In Chapter 8, the focus shifts back to the theme of Adapting to Change. Here, Horowitz admits that there are no hard-and-fast rules for how to become a great CEO; rather, everyone makes up the rules as they go along. He discusses concepts of organizational behavior that weren’t covered earlier in his narrative, such as the trade-off between creativity and accountability. In emphasizing the need to stay flexible in the face of market forces, Horowitz also examines the question of whether to stay in business or sell one’s company. Making this judgment call requires sensitivity to market forces but also personal adaptability in the face of changing company needs.

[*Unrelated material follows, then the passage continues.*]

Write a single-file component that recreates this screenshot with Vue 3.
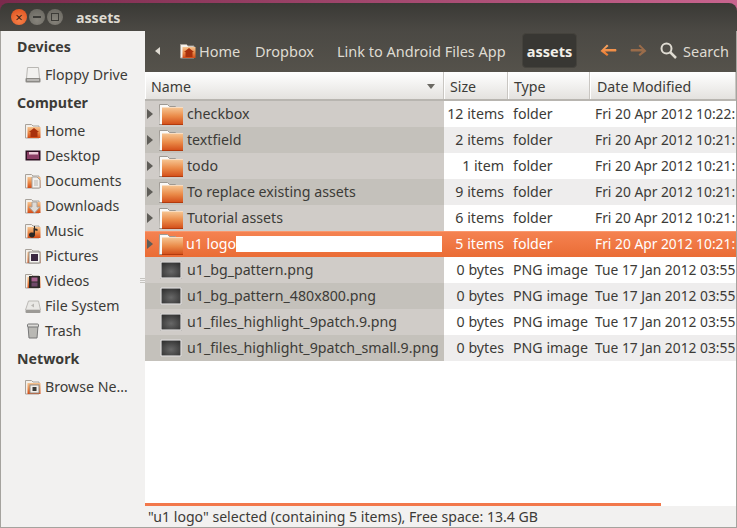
<script setup>
const places = [
  { title: 'Devices', items: [{ label: 'Floppy Drive', icon: 'drive' }] },
  {
    title: 'Computer',
    items: [
      { label: 'Home', icon: 'home' },
      { label: 'Desktop', icon: 'desktop' },
      { label: 'Documents', icon: 'docs' },
      { label: 'Downloads', icon: 'downloads' },
      { label: 'Music', icon: 'music' },
      { label: 'Pictures', icon: 'pictures' },
      { label: 'Videos', icon: 'videos' },
      { label: 'File System', icon: 'disk' },
      { label: 'Trash', icon: 'trash' }
    ]
  },
  { title: 'Network', items: [{ label: 'Browse Ne…', icon: 'network' }] }
]

const files = [
  { name: 'checkbox', size: '12 items', type: 'folder', date: 'Fri 20 Apr 2012 10:22:', dir: true },
  { name: 'textfield', size: '2 items', type: 'folder', date: 'Fri 20 Apr 2012 10:21:', dir: true },
  { name: 'todo', size: '1 item', type: 'folder', date: 'Fri 20 Apr 2012 10:21:', dir: true },
  { name: 'To replace existing assets', size: '9 items', type: 'folder', date: 'Fri 20 Apr 2012 10:21:', dir: true },
  { name: 'Tutorial assets', size: '6 items', type: 'folder', date: 'Fri 20 Apr 2012 10:21:', dir: true },
  { name: 'u1 logo', size: '5 items', type: 'folder', date: 'Fri 20 Apr 2012 10:21:', dir: true, selected: true },
  { name: 'u1_bg_pattern.png', size: '0 bytes', type: 'PNG image', date: 'Tue 17 Jan 2012 03:55' },
  { name: 'u1_bg_pattern_480x800.png', size: '0 bytes', type: 'PNG image', date: 'Tue 17 Jan 2012 03:55' },
  { name: 'u1_files_highlight_9patch.9.png', size: '0 bytes', type: 'PNG image', date: 'Tue 17 Jan 2012 03:55' },
  { name: 'u1_files_highlight_9patch_small.9.png', size: '0 bytes', type: 'PNG image', date: 'Tue 17 Jan 2012 03:55' }
]
</script>

<template>
  <div class="window">
    <svg class="defs" width="0" height="0">
      <defs>
        <linearGradient id="folderFill" x1="0" y1="0" x2="0" y2="1">
          <stop offset="0" stop-color="#f6c592" />
          <stop offset="0.5" stop-color="#ea8a48" />
          <stop offset="1" stop-color="#d24a16" />
        </linearGradient>
        <radialGradient id="thumbFill" cx="0.5" cy="0.6" r="0.7">
          <stop offset="0" stop-color="#686868" />
          <stop offset="1" stop-color="#303030" />
        </radialGradient>
        <linearGradient id="backFill" x1="0" y1="0" x2="0" y2="1">
          <stop offset="0" stop-color="#fba866" />
          <stop offset="1" stop-color="#e8772c" />
        </linearGradient>
        <symbol id="folder" viewBox="0 0 24 24">
          <path d="M0.500 2.500h8l2 2h6v18h-16.500z" fill="#faf9f7" stroke="#9d9993" />
          <rect x="3" y="5.500" width="21" height="17.500" fill="url(#folderFill)" />
          <path d="M3 5.500h21" stroke="#f9dcc0" />
          <path d="M3 22.500h21" stroke="#b23a0d" />
        </symbol>
        <symbol id="smallFolder" viewBox="0 0 16 16">
          <path d="M0.500 1.500h6l1.500 1.500h6v12h-13.500z" fill="#f4f0ea" stroke="#a8a29b" />
          <rect x="2.500" y="4" width="13" height="11" fill="url(#folderFill)" />
        </symbol>
      </defs>
    </svg>

    <header class="titlebar">
      <div class="controls">
        <span class="ctl close">×</span>
        <span class="ctl"><i class="min"></i></span>
        <span class="ctl"><i class="max"></i></span>
      </div>
      <span class="title">assets</span>
    </header>

    <div class="body">
      <aside class="sidebar">
        <section v-for="group in places" :key="group.title" class="group">
          <h4>{{ group.title }}</h4>
          <ul>
            <li v-for="item in group.items" :key="item.label">
              <svg class="place-icon" width="16" height="16" viewBox="0 0 16 16">
                <template v-if="item.icon === 'drive'">
                  <path d="M2.500 0.500h11l1 11h-13z" fill="#f2f1ef" stroke="#b9b7b3" />
                  <rect x="0.500" y="11" width="15" height="4.500" rx="1" fill="#8c8a86" />
                  <rect x="2" y="12.500" width="12" height="1" fill="#e8e6e3" />
                </template>
                <template v-else-if="item.icon === 'desktop'">
                  <rect x="0.500" y="2.500" width="15" height="10" fill="#2c1020" />
                  <rect x="2" y="4" width="12" height="7" fill="#8c3f66" />
                  <rect x="4" y="4" width="9" height="2.500" fill="#e9c9d6" />
                </template>
                <template v-else-if="item.icon === 'disk'">
                  <path d="M3.500 3h10l2 9h-15z" fill="#e9e8e5" stroke="#bbb9b5" />
                  <rect x="0.500" y="12" width="15" height="3" rx="1" fill="#9c9a96" />
                  <path d="M6 7.500l3-2v4z" fill="#b9b7b3" />
                </template>
                <template v-else-if="item.icon === 'trash'">
                  <path d="M3 3h10l-1 12h-8z" fill="#b9b8b4" stroke="#777" />
                  <rect x="2.500" y="1" width="11" height="3" rx="1" fill="#dcdbd8" stroke="#777" />
                </template>
                <template v-else>
                  <use href="#smallFolder" width="16" height="16" />
                  <path v-if="item.icon === 'home'" d="M9 5l5 4h-1.500v5h-7v-5h-1.500z" fill="#a8300c" />
                  <g v-else-if="item.icon === 'docs'">
                    <path d="M7 4h5l3 3v8h-8z" fill="#f3f1ee" stroke="#a8a29b" />
                    <path d="M9 8h4M9 10h4M9 12h4" stroke="#b8b3ad" />
                  </g>
                  <path v-else-if="item.icon === 'downloads'" d="M7 4h5v5h3l-5.500 6-5.500-6h3z" fill="#dedbd6" stroke="#a8a29b" />
                  <path v-else-if="item.icon === 'music'" d="M9 3h1v9a3 2.500 0 1 1-1.500-2.200V5l4 1v2l-3.500-1z" fill="#2b2926" />
                  <g v-else-if="item.icon === 'pictures'">
                    <rect x="4" y="4" width="11" height="11" fill="#f4f3f0" stroke="#8f8b85" />
                    <rect x="6" y="6" width="7" height="7" fill="#3a2740" />
                  </g>
                  <g v-else-if="item.icon === 'videos'">
                    <rect x="4" y="3" width="11" height="12" fill="#2d2a28" />
                    <rect x="6.500" y="4.500" width="6" height="4" fill="#a7628f" />
                    <rect x="6.500" y="9.500" width="6" height="4" fill="#6e4868" />
                  </g>
                  <g v-else-if="item.icon === 'network'">
                    <rect x="5" y="6" width="9" height="8" fill="#f1eeea" stroke="#8f8b85" />
                    <rect x="7.500" y="8" width="4" height="4" fill="#3c3b37" />
                  </g>
                </template>
              </svg>
              <span>{{ item.label }}</span>
            </li>
          </ul>
        </section>
        <div class="grip"><i></i><i></i><i></i></div>
      </aside>

      <main class="content">
        <nav class="toolbar">
          <span class="crumb-back"></span>
          <span class="crumb home">
            <svg width="16" height="16" viewBox="0 0 16 16">
              <use href="#smallFolder" width="16" height="16" />
              <path d="M9 5l5 4h-1.500v5h-7v-5h-1.500z" fill="#a8300c" />
            </svg>
            Home
          </span>
          <span class="crumb dropbox">Dropbox</span>
          <span class="crumb link">Link to Android Files App</span>
          <span class="crumb current">assets</span>
          <svg class="arrow" width="18" height="14" viewBox="0 0 18 14">
            <path d="M0.500 7l6.500-6.500 1.500 1.500-3.500 3h11a2 2 0 0 1 0 2.500h-11l3.500 3-1.500 1.500z" fill="url(#backFill)" />
          </svg>
          <svg class="arrow fwd" width="18" height="14" viewBox="0 0 18 14">
            <path d="M17.500 7l-6.500-6.500-1.500 1.500 3.500 3h-11a2 2 0 0 0 0 2.500h11l-3.500 3 1.500 1.500z" fill="#9a6c4a" />
          </svg>
          <span class="search">
            <svg width="17" height="17" viewBox="0 0 17 17">
              <circle cx="6.500" cy="6.500" r="5" fill="none" stroke="#dfdbd2" stroke-width="2" />
              <path d="M10 10l6 6" stroke="#dfdbd2" stroke-width="2.500" />
            </svg>
            Search
          </span>
        </nav>

        <div class="head row-grid">
          <div class="cell">Name<span class="sort"></span></div>
          <div class="cell">Size</div>
          <div class="cell">Type</div>
          <div class="cell">Date Modified</div>
        </div>

        <div class="list">
          <div
            v-for="f in files"
            :key="f.name"
            class="row row-grid"
            :class="{ selected: f.selected }"
          >
            <div class="name">
              <span class="expander" :class="{ hidden: !f.dir }"></span>
              <svg v-if="f.dir" class="file-icon" width="24" height="24"><use href="#folder" width="24" height="24" /></svg>
              <svg v-else class="file-icon" width="24" height="24" viewBox="0 0 24 24">
                <rect x="1" y="3" width="22" height="18" fill="#aaa7a3" />
                <rect x="1.500" y="3.500" width="21" height="17" fill="#fbfafa" />
                <rect x="2.500" y="4.500" width="19" height="15" fill="url(#thumbFill)" />
              </svg>
              <span class="label">{{ f.name }}</span>
              <span v-if="f.selected" class="rename"></span>
            </div>
            <div class="size">{{ f.size }}</div>
            <div class="type">{{ f.type }}</div>
            <div class="date">{{ f.date }}</div>
          </div>
        </div>

        <div class="progress"></div>
        <footer class="status">"u1 logo" selected (containing 5 items), Free space: 13.4 GB</footer>
      </main>
    </div>
  </div>
</template>

<style>
html, body { margin: 0; background: linear-gradient(90deg, #7a2a4c, #c8648e); }
</style>

<style scoped>
.window {
  box-sizing: border-box;
  width: 737px;
  height: 528px;
  padding-top: 3px;
  display: flex;
  flex-direction: column;
  font-family: "Noto Sans", sans-serif;
  font-size: 14.2px;
  color: #3c3b37;
  overflow: hidden;
}
.defs { position: absolute; }

.titlebar {
  flex: none;
  height: 28px;
  display: flex;
  align-items: center;
  border-radius: 8px 8px 0 0;
  background: linear-gradient(#3a3935, #4b4944);
  padding-left: 11px;
}
.controls { display: flex; gap: 2px; width: 65px; }
.ctl {
  width: 16px;
  height: 16px;
  border-radius: 50%;
  background: radial-gradient(circle at 50% 70%, #87847c, #65635c);
  display: flex;
  align-items: center;
  justify-content: center;
  color: #3a1d10;
  font-size: 13px;
  line-height: 1;
}
.ctl.close { background: radial-gradient(circle at 50% 70%, #f6824a, #dc4c1a); }
.ctl .min { width: 8px; height: 2px; background: #3c3b37; }
.ctl .max { width: 6px; height: 6px; border: 1px solid #3c3b37; }
.title { color: #dfdbd2; font-weight: 700; }

.body {
  flex: 1;
  display: flex;
  min-height: 0;
  border-left: 1px solid #a5a39e;
  border-right: 1px solid #a5a39e;
  border-bottom: 1px solid #a5a39e;
}

.sidebar {
  flex: none;
  position: relative;
  width: 144px;
  box-sizing: border-box;
  padding-top: 4px;
  background: #f2f1f0;
}
.group { margin-bottom: 4px; }
.group h4 {
  margin: 0 0 3px;
  height: 24px;
  line-height: 24px;
  padding-left: 16px;
  font-size: 14.2px;
  font-weight: 700;
}
.group ul { margin: 0; padding: 0; list-style: none; }
.group li {
  height: 25px;
  padding-left: 24px;
  display: flex;
  align-items: center;
  gap: 4px;
  white-space: nowrap;
}
.place-icon { flex: none; }
.grip { position: absolute; right: 0; top: 247px; width: 5px; }
.grip i { display: block; height: 1px; margin-bottom: 1px; background: #c6c4c0; }

.content {
  flex: 1;
  min-width: 0;
  display: flex;
  flex-direction: column;
  background: #fff;
}

.toolbar {
  flex: none;
  height: 41px;
  box-sizing: border-box;
  padding-bottom: 2px;
  display: flex;
  align-items: center;
  background: linear-gradient(#4b4944, #55524b);
  color: #dfdbd2;
  font-size: 14.5px;
  white-space: nowrap;
}
.crumb-back {
  margin: 0 20px 0 10px;
  border-style: solid;
  border-width: 4px 5px 4px 0;
  border-color: transparent #dfdbd2 transparent transparent;
}
.crumb { display: flex; align-items: center; gap: 3px; }
.crumb.home { width: 75px; }
.crumb.dropbox { width: 82px; }
.crumb.link { width: 179px; margin-right: 6px; }
.crumb.current {
  box-sizing: border-box;
  height: 35px;
  width: 55px;
  margin-right: 23px;
  justify-content: center;
  border-radius: 4px;
  background: #383733;
  border: 1px solid #45433d;
  color: #f2efe8;
  font-weight: 700;
}
.arrow { flex: none; margin-right: 11px; }
.arrow.fwd { margin-right: 13px; }
.search { display: flex; align-items: center; gap: 6px; }

.row-grid {
  display: grid;
  grid-template-columns: 299px 64px 82px 1fr;
}
.head {
  flex: none;
  height: 29px;
  box-sizing: border-box;
  border-bottom: 2px solid #b8b5b0;
  background: linear-gradient(#ffffff, #e4e2df);
}
.head .cell {
  position: relative;
  line-height: 29px;
  padding-left: 6px;
  border-right: 1px solid #c9c6c2;
  box-shadow: inset 1px 0 0 #fff;
  overflow: hidden;
  white-space: nowrap;
}
.head .cell:last-child { padding-left: 7px; }
.sort {
  position: absolute;
  right: 8px;
  top: 12px;
  border-style: solid;
  border-width: 5px 4px 0;
  border-color: #6b6963 transparent transparent;
}

.list { flex: 1; min-height: 0; }
.row {
  height: 26px;
  line-height: 26px;
  white-space: nowrap;
  overflow: hidden;
}
.row:nth-child(even) { background: #eeeded; }
.name {
  display: flex;
  align-items: center;
  background: #d0ccc8;
  min-width: 0;
}
.row:nth-child(even) .name { background: #c4c1bb; }
.expander {
  flex: none;
  margin: 0 6px 0 2px;
  border-style: solid;
  border-width: 5px 0 5px 6px;
  border-color: transparent transparent transparent #5f5d58;
}
.expander.hidden { visibility: hidden; }
.file-icon { flex: none; margin-right: 4px; }
.size { text-align: right; padding-right: 4px; }
.type { padding-left: 5px; }
.date { padding-left: 5px; overflow: hidden; font-size: 13.8px; }

.row.selected {
  background: linear-gradient(#f58352, #ea6c35);
  color: #fff;
  box-shadow: inset 0 1px 0 #f9986e;
}
.row.selected .name { background: none; }
.row.selected .label { margin-left: -1px; }
.rename {
  flex: none;
  width: 206px;
  height: 16px;
  background: #fff;
  margin-left: auto;
  margin-right: 3px;
}

.progress { flex: none; height: 3px; width: 516px; background: #f2784b; }
.status {
  flex: none;
  height: 21px;
  line-height: 21px;
  padding-left: 3px;
  background: #f2f1f0;
  font-size: 14.1px;
  white-space: nowrap;
}
</style>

The book’s final chapter returns to the theme of Embracing the Struggle. Here, Horowitz revisits his earliest days as a CEO and all the mistakes he made, humanizing himself to his reader. At the time, he thought he was a bad leader. Eight years later, he realizes that the struggle is an intrinsic part of any CEO’s job. Leading a company involves down cycles as well as up cycles. Staying the course matters more than any mistake made along the way. The greatest benefit that Horowitz derived from being a CEO was learning how to be a CEO.

In the final chapters, Horowitz reasserts his role as a mentor, citing his trials as partial motivation for founding his current firm, Andreessen Horowitz. He wants to nurture founder CEOs in their roles as well as provide them with venture capital. This assistance may eliminate some of the growing pains for future entrepreneurs, but it can never completely remove struggle from the equation. Horowitz acknowledges this truth when he concludes his text by saying, “Of course, even with all the advice and hindsight in the world, hard things will continue to be hard things” (276). This is where the book’s title comes from, emphasizing that this is the most important takeaway from the book: Being a founding CEO is difficult, but Horowitz’s story and success are intended to prove that the struggle is worth it.